Citare il
topos della natura matrigna sarebbe troppo scontato in
riferimento all’opera di
Elizabeth Neel (New York, 1975), giovane artista rappresentata da
Jeffrey Deitch, recentemente coinvolta in una mostra sull’astrazione americana
da Saatchi a Londra. E che oggi approda a Milano da Monica De Cardenas con una
serie di opere recentissime, tutte datate 2008/2009.
È una pittura che gioca sulla “distrazione”
quella di Neel. In un incrocio di pennellate indipendenti – che talvolta si
concedono il lusso della geometria, senza la pretesa di raccontar nulla, ma
soltanto di essere – emergono miraggi di realtà, neanche troppo velati. Ciò che
sembrerebbe allora essere semplice astrazione si tramuta nell’idea platonica di
paesaggio. Le tinte acide impastate tra loro sulla superficie acquistano un
significato del tutto diverso da quello semplicemente tonale.
Il muso dalle fattezze preistoriche di un pesce, ad
esempio, fa capolino da un vortice di pennellate (
Sideshow, 2008). Il mondo che gli si
irradia intorno assume una valenza nuova. Si tramuta istantaneamente in un
ciclone di forze negative, nelle quali questi annaspa per sopravvivere.
Le sgocciolature che miscelano vigorosamente rossi e
grigi, neri e aranci, finiscono per raccontare un mondo di morte e sofferenza,
in cui la vita ha pochi appigli e diventa quasi irrilevante di fronte
all’immensità che la circonda, in un’atmosfera angosciante da fine del mondo (
Come
and Go,
2009). Nonostante l’allusione nel
titolo a un lieto evento, non risultano rassicuranti nemmeno
It’s a boy e
It’s a girl (2009), dove macchie scomposte di
colore, aggrovigliate su se stesse, lasciano intuire, ma non mettere a fuoco, i
contorni dell’immagine, scoraggiando il riguardante da qualsiasi forma d’indagine
e ricostruzione.
Più descrittivo è
Love Canal (2009), dove l’utilizzo di tinte
fosche lascia affiorare un gioco di trasparenze e atmosfere liquide, giochi di
luce e penombre, in cui la lussureggiante ma scomposta vegetazione, fatta di
alberi piangenti e fiori variopinti, lascia pensare a un
Ponte sulle Ninfee di
Claude Monet in versione dark, ma soprattutto
ad alcune opere dell’ultimo Monet, nel contempo vitaliste e crepuscolari.
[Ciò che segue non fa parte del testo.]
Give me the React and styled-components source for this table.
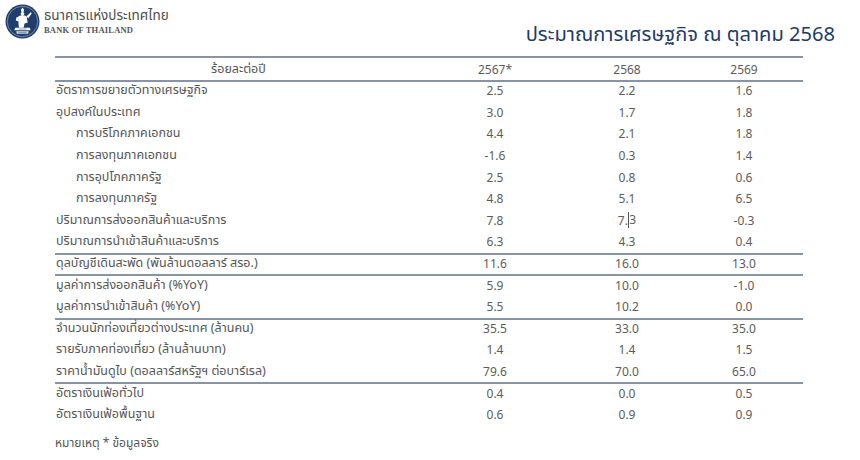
import React from "react";
import styled, { createGlobalStyle } from "styled-components";

const GlobalStyle = createGlobalStyle`
  html, body {
    margin: 0;
    padding: 0;
    background: #ffffff;
  }
  body {
    font-family: "Noto Sans Thai", "Noto Sans", "DejaVu Sans", sans-serif;
  }
`;

const Page = styled.div`
  width: 860px;
  height: 460px;
  background: #fff;
  overflow: hidden;
  display: flex;
  flex-direction: column;
`;

const Header = styled.div`
  display: flex;
  justify-content: space-between;
  align-items: flex-start;
  padding: 4px 25px 0 5px;
  height: 52px;
  box-sizing: border-box;
`;

const Brand = styled.div`
  display: flex;
  align-items: center;
  gap: 4px;
`;

const BrandText = styled.div`
  display: flex;
  flex-direction: column;
`;

const BrandThai = styled.div`
  font-size: 13.5px;
  color: #4d4d4d;
  line-height: 17px;
`;

const BrandEng = styled.div`
  font-family: "Liberation Serif", serif;
  font-size: 8.5px;
  font-weight: bold;
  color: #555;
  letter-spacing: 0.2px;
  line-height: 10px;
`;

const Title = styled.h1`
  margin: 16px 0 0;
  font-size: 20.1px;
  font-weight: normal;
  color: #1d3a6b;
  line-height: 30px;
`;

const Table = styled.div`
  margin: 4px 0 0 55px;
  width: 748px;
  display: grid;
  grid-template-columns: 366px 148px 116px 118px;
  border-top: 2px solid #8793a6;
`;

const Row = styled.div`
  display: contents;
  & > div {
    height: ${(p) => (p.$head ? "22px" : "21.6px")};
    border-bottom: ${(p) => (p.$line ? "2px solid #8793a6" : "none")};
    box-sizing: ${(p) => (p.$line ? "content-box" : "border-box")};
    margin-bottom: ${(p) => (p.$line ? "-2px" : "0")};
  }
`;

const Label = styled.div`
  display: flex;
  align-items: center;
  justify-content: ${(p) => (p.$center ? "center" : "flex-start")};
  padding-left: ${(p) => (p.$indent ? "21px" : "1px")};
  font-size: 12.5px;
  color: #555;
  white-space: nowrap;
`;

const Value = styled.div`
  display: flex;
  align-items: center;
  justify-content: center;
  font-family: "Noto Sans", "DejaVu Sans", sans-serif;
  font-size: 12px;
  color: #5c5c5c;
`;

const Caret = styled.span`
  display: inline-block;
  border-left: 1px solid #555;
  height: 16px;
  line-height: 16px;
  margin-left: 0.5px;
`;

const Note = styled.div`
  margin: 8px 0 0 55px;
  font-size: 12px;
  color: #555;
`;

const Logo = () => (
  <svg width="35" height="35" viewBox="0 0 34 34">
    <circle cx="17" cy="17" r="16.5" fill="#1f3e6d" />
    <circle cx="17" cy="17" r="14.8" fill="none" stroke="#a9b7cc" strokeWidth="0.6" />
    <g fill="#fff">
      <path d="M15.5 5.5 L17 3.5 L18.5 5.5 L18 8 L16 8 Z" />
      <circle cx="17" cy="9.5" r="1.8" />
      <path d="M13 12 Q17 10 21 12 L22 18 L19 19 L18 23 L13.5 23 L13 18 Z" />
      <path d="M21 12 L25 8 L26 9 L22.5 14 Z" />
      <path d="M11 13 L13.5 12.5 L13 17 L10.5 16 Z" />
      <path d="M10 23 L24 23 L25 25.5 L9 25.5 Z" />
      <path d="M11 26.5 L23 26.5 L22.5 29 L11.5 29 Z" opacity="0.85" />
    </g>
    <g stroke="#1f3e6d" strokeWidth="0.5">
      <line x1="13" y1="24.3" x2="21" y2="24.3" />
      <line x1="13" y1="27.8" x2="21" y2="27.8" />
    </g>
  </svg>
);

const rows = [
  { label: "อัตราการขยายตัวทางเศรษฐกิจ", v: ["2.5", "2.2", "1.6"] },
  { label: "อุปสงค์ในประเทศ", v: ["3.0", "1.7", "1.8"] },
  { label: "การบริโภคภาคเอกชน", v: ["4.4", "2.1", "1.8"], indent: true },
  { label: "การลงทุนภาคเอกชน", v: ["-1.6", "0.3", "1.4"], indent: true },
  { label: "การอุปโภคภาครัฐ", v: ["2.5", "0.8", "0.6"], indent: true },
  { label: "การลงทุนภาครัฐ", v: ["4.8", "5.1", "6.5"], indent: true },
  { label: "ปริมาณการส่งออกสินค้าและบริการ", v: ["7.8", "caret", "-0.3"] },
  { label: "ปริมาณการนำเข้าสินค้าและบริการ", v: ["6.3", "4.3", "0.4"], line: true },
  { label: "ดุลบัญชีเดินสะพัด (พันล้านดอลลาร์ สรอ.)", v: ["11.6", "16.0", "13.0"], line: true },
  { label: "มูลค่าการส่งออกสินค้า (%YoY)", v: ["5.9", "10.0", "-1.0"] },
  { label: "มูลค่าการนำเข้าสินค้า (%YoY)", v: ["5.5", "10.2", "0.0"], line: true },
  { label: "จำนวนนักท่องเที่ยวต่างประเทศ (ล้านคน)", v: ["35.5", "33.0", "35.0"] },
  { label: "รายรับภาคท่องเที่ยว (ล้านล้านบาท)", v: ["1.4", "1.4", "1.5"] },
  { label: "ราคาน้ำมันดูไบ (ดอลลาร์สหรัฐฯ ต่อบาร์เรล)", v: ["79.6", "70.0", "65.0"], line: true },
  { label: "อัตราเงินเฟ้อทั่วไป", v: ["0.4", "0.0", "0.5"] },
  { label: "อัตราเงินเฟ้อพื้นฐาน", v: ["0.6", "0.9", "0.9"] },
];

export default function App() {
  return (
    <Page>
      <GlobalStyle />
      <Header>
        <Brand>
          <Logo />
          <BrandText>
            <BrandThai>ธนาคารแห่งประเทศไทย</BrandThai>
            <BrandEng>BANK OF THAILAND</BrandEng>
          </BrandText>
        </Brand>
        <Title>ประมาณการเศรษฐกิจ ณ ตุลาคม 2568</Title>
      </Header>
      <Table>
        <Row $head $line>
          <Label $center>ร้อยละต่อปี</Label>
          <Value>2567*</Value>
          <Value>2568</Value>
          <Value>2569</Value>
        </Row>
        {rows.map((r) => (
          <Row key={r.label} $line={r.line}>
            <Label $indent={r.indent}>{r.label}</Label>
            {r.v.map((x, i) => (
              <Value key={i}>
                {x === "caret" ? (
                  <>
                    7.<Caret>3</Caret>
                  </>
                ) : (
                  x
                )}
              </Value>
            ))}
          </Row>
        ))}
      </Table>
      <Note>หมายเหตุ * ข้อมูลจริง</Note>
    </Page>
  );
}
Riconducibile a un immaginario tutto americano è invece
Raised
Ranch (2009
). Una “telecamera
ravvicinata” punta la facciata principale: ne riconosciamo le pareti
grigiastre, gli architravi e il portone rialzato, come recita il titolo. Mentre
lo spettatore pensa a
Robert Rauschenberg, Neel ha già appiccato il fuoco e avviluppato il
suo ranch in vampate di color arancio, in cui s’incendia ogni riferimento,
seppur inevitabile e calzante, come quello al maestro americano.
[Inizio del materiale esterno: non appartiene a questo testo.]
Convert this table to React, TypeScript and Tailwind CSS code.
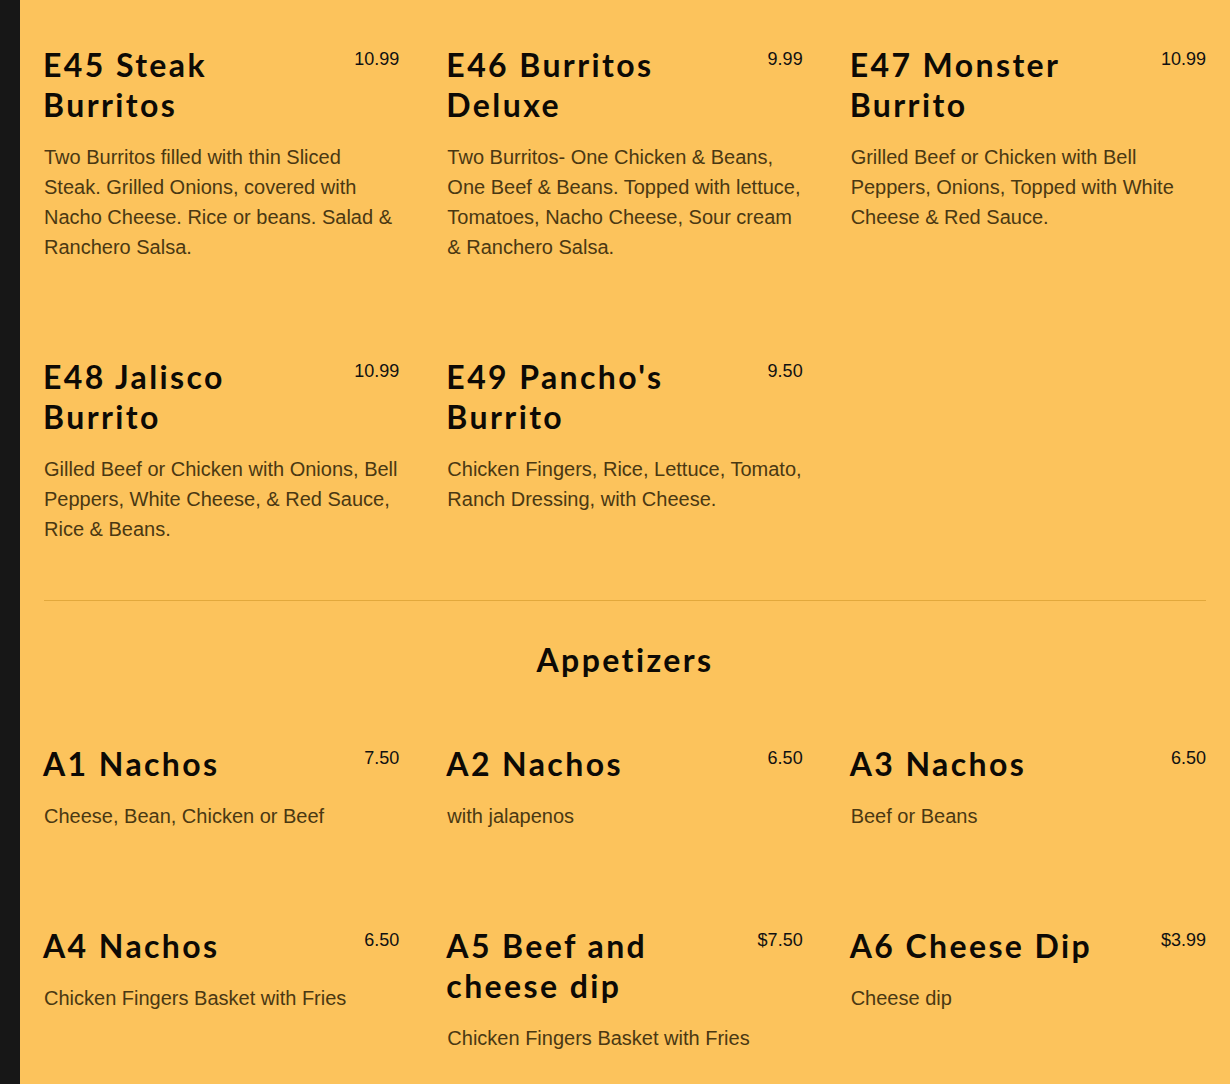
import React from "react";

type Item = { name: string; price: string; desc: string };

const entrees: Item[] = [
  {
    name: "E45 Steak Burritos",
    price: "10.99",
    desc: "Two Burritos filled with thin Sliced Steak. Grilled Onions, covered with Nacho Cheese. Rice or beans. Salad & Ranchero Salsa.",
  },
  {
    name: "E46 Burritos Deluxe",
    price: "9.99",
    desc: "Two Burritos- One Chicken & Beans, One Beef & Beans. Topped with lettuce, Tomatoes, Nacho Cheese, Sour cream & Ranchero Salsa.",
  },
  {
    name: "E47 Monster Burrito",
    price: "10.99",
    desc: "Grilled Beef or Chicken with Bell Peppers, Onions, Topped with White Cheese & Red Sauce.",
  },
  {
    name: "E48 Jalisco Burrito",
    price: "10.99",
    desc: "Gilled Beef or Chicken with Onions, Bell Peppers, White Cheese, & Red Sauce, Rice & Beans.",
  },
  {
    name: "E49 Pancho's Burrito",
    price: "9.50",
    desc: "Chicken Fingers, Rice, Lettuce, Tomato, Ranch Dressing, with Cheese.",
  },
];

const appetizers: Item[] = [
  { name: "A1 Nachos", price: "7.50", desc: "Cheese, Bean, Chicken or Beef" },
  { name: "A2 Nachos", price: "6.50", desc: "with jalapenos" },
  { name: "A3 Nachos", price: "6.50", desc: "Beef or Beans" },
  { name: "A4 Nachos", price: "6.50", desc: "Chicken Fingers Basket with Fries" },
  { name: "A5 Beef and cheese dip", price: "$7.50", desc: "Chicken Fingers Basket with Fries" },
  { name: "A6 Cheese Dip", price: "$3.99", desc: "Cheese dip" },
];

const headFont = { fontFamily: "Lato, 'Open Sans', sans-serif" };

function MenuItem({ item }: { item: Item }) {
  return (
    <div>
      <div className="flex items-start justify-between gap-4">
        <h3
          className="-ml-px max-w-[300px] text-[32px] font-bold leading-[40px] tracking-[0.075em] text-[#0d0a05]"
          style={headFont}
        >
          {item.name}
        </h3>
        <span className="shrink-0 pt-[3px] font-['Liberation_Sans',Arial,sans-serif] text-[18px] leading-[22px] text-[#111]">
          {item.price}
        </span>
      </div>
      <p className="mt-[17px] font-['Liberation_Sans',Arial,sans-serif] text-[20px] leading-[30px] text-[#4a3812]">
        {item.desc}
      </p>
    </div>
  );
}

export default function App() {
  return (
    <div className="flex min-h-[1084px] bg-[#fcc35c]">
      <div className="w-[20px] shrink-0 bg-[#171717]" />
      <main className="flex-1 px-[24px] pt-[45px]">
        {/* Burritos */}
        <section className="grid grid-cols-3 gap-x-[48px] gap-y-[95px] pb-[56px]">
          {entrees.map((item) => (
            <MenuItem key={item.name} item={item} />
          ))}
        </section>

        <hr className="border-t border-[#e2a83c]" />

        {/* Appetizers */}
        <h2
          className="mt-[39px] text-center text-[32px] font-bold leading-[40px] tracking-[0.075em] text-[#0d0a05]"
          style={headFont}
        >
          Appetizers
        </h2>
        <section className="mt-[64px] grid grid-cols-3 gap-x-[48px] gap-y-[95px] pb-[56px]">
          {appetizers.map((item) => (
            <MenuItem key={item.name} item={item} />
          ))}
        </section>
      </main>
    </div>
  );
}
Così, mentre l’immagine va in fumo e si traduce in
“pura visibilità”, tra le nebbie delle sue pennellate, ora decise,
ora evanescenti, astrazione e figurazione si attaccano o si danno la mano,
collidono o armonizzano, in un gioco pittorico complesso, in cui è rinnegata
ogni qualsivoglia forma di ortodossia.